Die Altonaer Wirtschaft boomte unter der dänischen Verwaltung, die folgenden Jahrzehnte galten als die Blütezeit der Stadt. Der dänische König bekräftigte Religions-, Handels-, und Gewerbefreiheit für die Stadt Altona und hob in Altona alle Handelsmonopole und Zünfte auf. Exporte in das dänische Kernland und die Herzogtümer Holstein und Schleswig blieben weitgehend zollfrei, Einfuhren über den Altonaer Hafen wurden begünstigt.

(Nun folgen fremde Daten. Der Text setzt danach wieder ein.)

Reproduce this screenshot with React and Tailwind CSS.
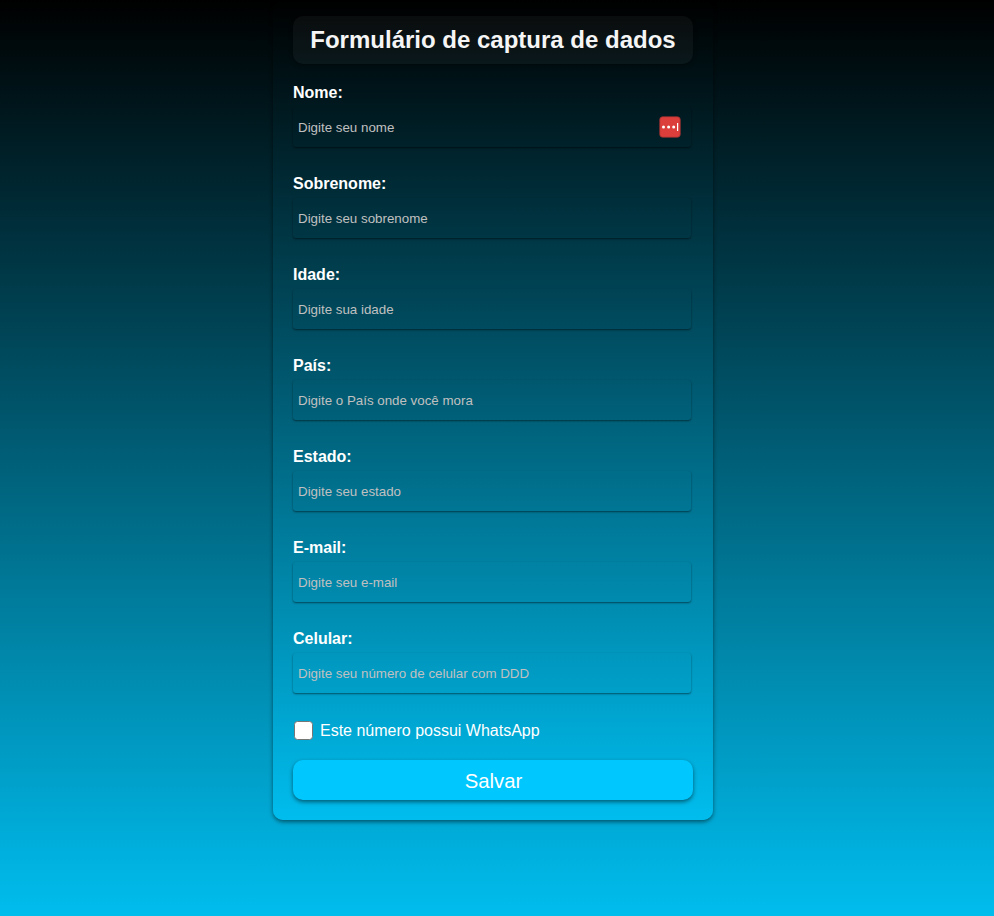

Das erwies sich als Motor der Wirtschaftsförderung und entsprach dem dänischen Plan, Altona im Kampf um die Herrschaft an der Elbe gegen den Konkurrenten Hamburg zu fördern.
Für Reventlow war die Infrastruktur öffentliche Aufgabe; unter seiner Regierung wurden Straßen und Gassen neu gepflastert, ein neues Hafenbecken, der „Holzhafen“, angelegt und eine Lateinschule, das spätere „Christianeum“ errichtet.
Schon 1720 zählte Altona wieder um die 12.000 Bewohner, so viele wie vor dem „Schwedenbrand“ 1713.
Altonaer Holzhafen, um 1920, Foto: Stiftung Historische Museen Hamburg – Altonaer Museum
Das Reventlowsche Armenstift
Aus seinem Privatvermögen stiftete Reventlow Geld für ein Armenstift. 1718 wurde ein Komplex aus Waisenhaus, Armenwohnungen und einer kleinen Kapelle (ab 1745 Heiliggeistkirche genannt) auf dem Gelände der heutigen Grünanlage Behnstraße/ Struenseestraße fertiggestellt. Vierzig arme Familien und eine Reihe Waisenkinder fanden hier ein Dach über den Kopf. Die Stiftswohnungen wurden 1892 abgebrochen und an der heutigen Bernstorff-/Thadenstraße in Altona-Altstadt neu erbaut. Das jetzige Altenwohn- und -pflegeheim trägt immer noch den Namen „Reventlow-Stift“.
Als namenhafte Bürger, die für das Armenstift gespendet hatten, ein Miteigentumsrecht beanspruchten und in der Altonaer Oberschicht zunehmend Unzufriedenheit mit seinem autokratischen Führungsstil aufkam, gab Oberpräsident Reventlow sein Amt 1732 auf. Sechs Jahre später starb er.